» The exercise
Copy all lines in which the word "React" can be found.

|---|

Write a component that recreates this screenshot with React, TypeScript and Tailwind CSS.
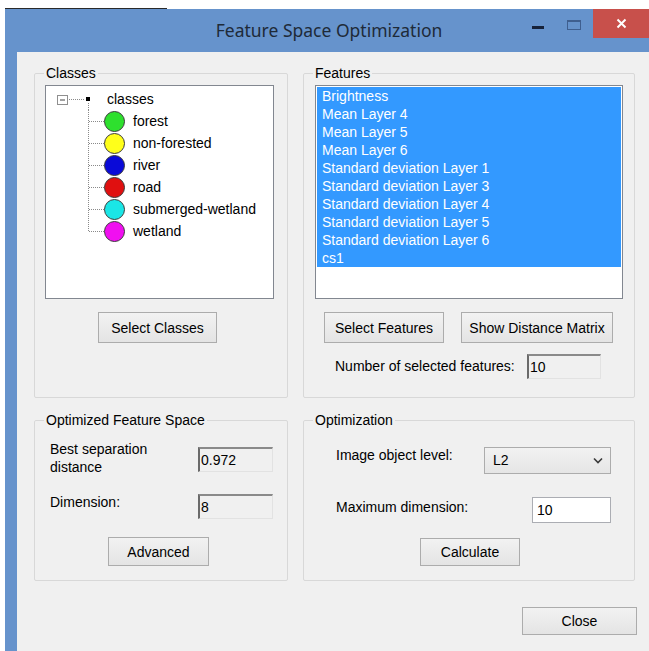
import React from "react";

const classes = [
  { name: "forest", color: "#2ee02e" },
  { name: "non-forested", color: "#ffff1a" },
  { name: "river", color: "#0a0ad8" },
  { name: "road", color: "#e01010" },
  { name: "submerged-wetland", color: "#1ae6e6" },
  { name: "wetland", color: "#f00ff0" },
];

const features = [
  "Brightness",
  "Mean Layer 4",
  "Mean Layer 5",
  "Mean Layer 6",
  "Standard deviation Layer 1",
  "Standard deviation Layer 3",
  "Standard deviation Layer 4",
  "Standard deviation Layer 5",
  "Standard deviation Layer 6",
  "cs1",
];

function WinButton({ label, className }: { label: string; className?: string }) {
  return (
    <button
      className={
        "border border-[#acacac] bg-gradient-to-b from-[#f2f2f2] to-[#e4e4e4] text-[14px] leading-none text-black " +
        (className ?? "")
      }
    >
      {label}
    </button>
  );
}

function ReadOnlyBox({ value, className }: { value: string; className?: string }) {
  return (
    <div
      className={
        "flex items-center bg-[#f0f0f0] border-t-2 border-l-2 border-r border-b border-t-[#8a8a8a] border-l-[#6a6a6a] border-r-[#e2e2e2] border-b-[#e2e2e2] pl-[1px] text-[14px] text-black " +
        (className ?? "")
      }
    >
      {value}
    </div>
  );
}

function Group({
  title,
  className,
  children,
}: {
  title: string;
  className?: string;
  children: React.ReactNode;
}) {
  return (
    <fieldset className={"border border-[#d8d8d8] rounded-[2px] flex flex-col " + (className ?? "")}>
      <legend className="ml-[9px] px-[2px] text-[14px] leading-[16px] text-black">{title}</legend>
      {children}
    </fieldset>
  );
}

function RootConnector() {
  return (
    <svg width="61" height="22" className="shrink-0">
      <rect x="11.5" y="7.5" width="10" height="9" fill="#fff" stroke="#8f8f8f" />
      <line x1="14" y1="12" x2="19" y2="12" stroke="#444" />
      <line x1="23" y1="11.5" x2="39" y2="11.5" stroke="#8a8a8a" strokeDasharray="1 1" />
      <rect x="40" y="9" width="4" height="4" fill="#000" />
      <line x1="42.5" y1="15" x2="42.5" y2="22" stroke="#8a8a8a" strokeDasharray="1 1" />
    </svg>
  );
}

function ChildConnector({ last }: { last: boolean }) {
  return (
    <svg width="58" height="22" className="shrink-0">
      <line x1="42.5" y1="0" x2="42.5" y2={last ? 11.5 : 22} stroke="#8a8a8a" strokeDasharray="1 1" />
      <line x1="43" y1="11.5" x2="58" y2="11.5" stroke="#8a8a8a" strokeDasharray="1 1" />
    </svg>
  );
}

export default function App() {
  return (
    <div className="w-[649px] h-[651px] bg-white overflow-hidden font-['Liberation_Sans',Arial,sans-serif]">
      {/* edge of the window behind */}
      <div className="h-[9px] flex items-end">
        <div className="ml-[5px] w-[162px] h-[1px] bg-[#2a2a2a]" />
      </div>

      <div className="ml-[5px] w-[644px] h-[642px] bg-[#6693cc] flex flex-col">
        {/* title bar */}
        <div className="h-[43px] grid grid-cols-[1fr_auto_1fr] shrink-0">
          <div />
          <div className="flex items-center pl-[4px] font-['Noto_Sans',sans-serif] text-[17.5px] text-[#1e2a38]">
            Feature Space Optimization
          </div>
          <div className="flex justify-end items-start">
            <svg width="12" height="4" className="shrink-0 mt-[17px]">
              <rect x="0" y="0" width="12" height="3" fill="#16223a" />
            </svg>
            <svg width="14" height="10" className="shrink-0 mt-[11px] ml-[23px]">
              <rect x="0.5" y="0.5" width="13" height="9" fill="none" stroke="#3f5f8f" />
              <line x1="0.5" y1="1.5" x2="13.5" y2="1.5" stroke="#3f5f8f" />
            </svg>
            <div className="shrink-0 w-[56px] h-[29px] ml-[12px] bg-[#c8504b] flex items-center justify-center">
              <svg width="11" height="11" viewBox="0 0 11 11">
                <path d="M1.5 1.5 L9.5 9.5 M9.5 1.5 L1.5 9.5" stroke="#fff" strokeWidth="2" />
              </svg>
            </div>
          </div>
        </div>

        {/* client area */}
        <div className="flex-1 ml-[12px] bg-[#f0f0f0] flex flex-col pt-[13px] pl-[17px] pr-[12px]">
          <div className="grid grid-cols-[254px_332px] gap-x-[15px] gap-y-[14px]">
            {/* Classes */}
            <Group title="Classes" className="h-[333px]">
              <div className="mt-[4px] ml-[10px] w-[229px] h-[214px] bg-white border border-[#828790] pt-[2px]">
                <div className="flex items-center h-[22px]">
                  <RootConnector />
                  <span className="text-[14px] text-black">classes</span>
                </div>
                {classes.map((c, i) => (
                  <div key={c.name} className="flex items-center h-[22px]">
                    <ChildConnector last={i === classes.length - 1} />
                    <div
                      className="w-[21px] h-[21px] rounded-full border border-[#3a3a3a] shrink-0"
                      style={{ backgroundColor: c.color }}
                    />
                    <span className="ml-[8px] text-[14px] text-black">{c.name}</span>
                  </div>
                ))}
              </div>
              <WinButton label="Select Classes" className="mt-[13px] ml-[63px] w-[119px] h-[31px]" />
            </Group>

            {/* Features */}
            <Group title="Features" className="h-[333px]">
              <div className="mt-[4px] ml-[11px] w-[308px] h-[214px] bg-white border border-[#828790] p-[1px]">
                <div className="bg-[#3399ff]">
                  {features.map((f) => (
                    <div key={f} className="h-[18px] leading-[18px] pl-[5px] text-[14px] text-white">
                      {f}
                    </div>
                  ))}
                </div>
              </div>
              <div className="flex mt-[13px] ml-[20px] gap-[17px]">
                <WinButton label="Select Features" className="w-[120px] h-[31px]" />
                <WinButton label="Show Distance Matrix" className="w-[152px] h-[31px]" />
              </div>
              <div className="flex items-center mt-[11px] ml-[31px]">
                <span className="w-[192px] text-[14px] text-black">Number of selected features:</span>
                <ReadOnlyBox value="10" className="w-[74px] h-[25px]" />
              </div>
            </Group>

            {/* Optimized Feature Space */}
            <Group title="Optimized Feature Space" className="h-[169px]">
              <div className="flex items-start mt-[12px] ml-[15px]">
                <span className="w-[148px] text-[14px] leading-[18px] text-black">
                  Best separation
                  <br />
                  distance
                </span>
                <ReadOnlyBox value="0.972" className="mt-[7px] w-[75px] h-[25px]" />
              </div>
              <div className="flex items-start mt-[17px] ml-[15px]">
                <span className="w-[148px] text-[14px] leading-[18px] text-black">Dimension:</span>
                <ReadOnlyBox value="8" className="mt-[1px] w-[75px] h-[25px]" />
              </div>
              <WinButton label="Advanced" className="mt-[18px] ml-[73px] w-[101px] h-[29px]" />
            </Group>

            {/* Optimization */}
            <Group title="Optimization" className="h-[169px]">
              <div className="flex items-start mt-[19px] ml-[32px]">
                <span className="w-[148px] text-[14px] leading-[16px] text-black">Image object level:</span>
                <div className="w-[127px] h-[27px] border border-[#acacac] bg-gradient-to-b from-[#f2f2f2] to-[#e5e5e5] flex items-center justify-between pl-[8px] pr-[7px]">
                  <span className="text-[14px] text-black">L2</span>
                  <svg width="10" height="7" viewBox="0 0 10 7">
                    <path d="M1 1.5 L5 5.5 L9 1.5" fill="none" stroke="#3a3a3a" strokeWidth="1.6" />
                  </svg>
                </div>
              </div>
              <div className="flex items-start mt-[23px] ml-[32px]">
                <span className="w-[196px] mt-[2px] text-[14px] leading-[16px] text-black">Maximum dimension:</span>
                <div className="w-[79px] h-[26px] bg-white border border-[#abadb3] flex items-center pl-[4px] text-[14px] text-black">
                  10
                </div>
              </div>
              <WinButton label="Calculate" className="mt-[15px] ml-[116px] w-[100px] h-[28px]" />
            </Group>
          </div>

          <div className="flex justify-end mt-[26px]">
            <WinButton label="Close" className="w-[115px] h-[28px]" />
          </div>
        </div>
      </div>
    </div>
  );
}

|---|

» Reply
Write a component that recreates this screenshot with React, TypeScript and Tailwind CSS.
import React from "react";
  children: React.ReactNode;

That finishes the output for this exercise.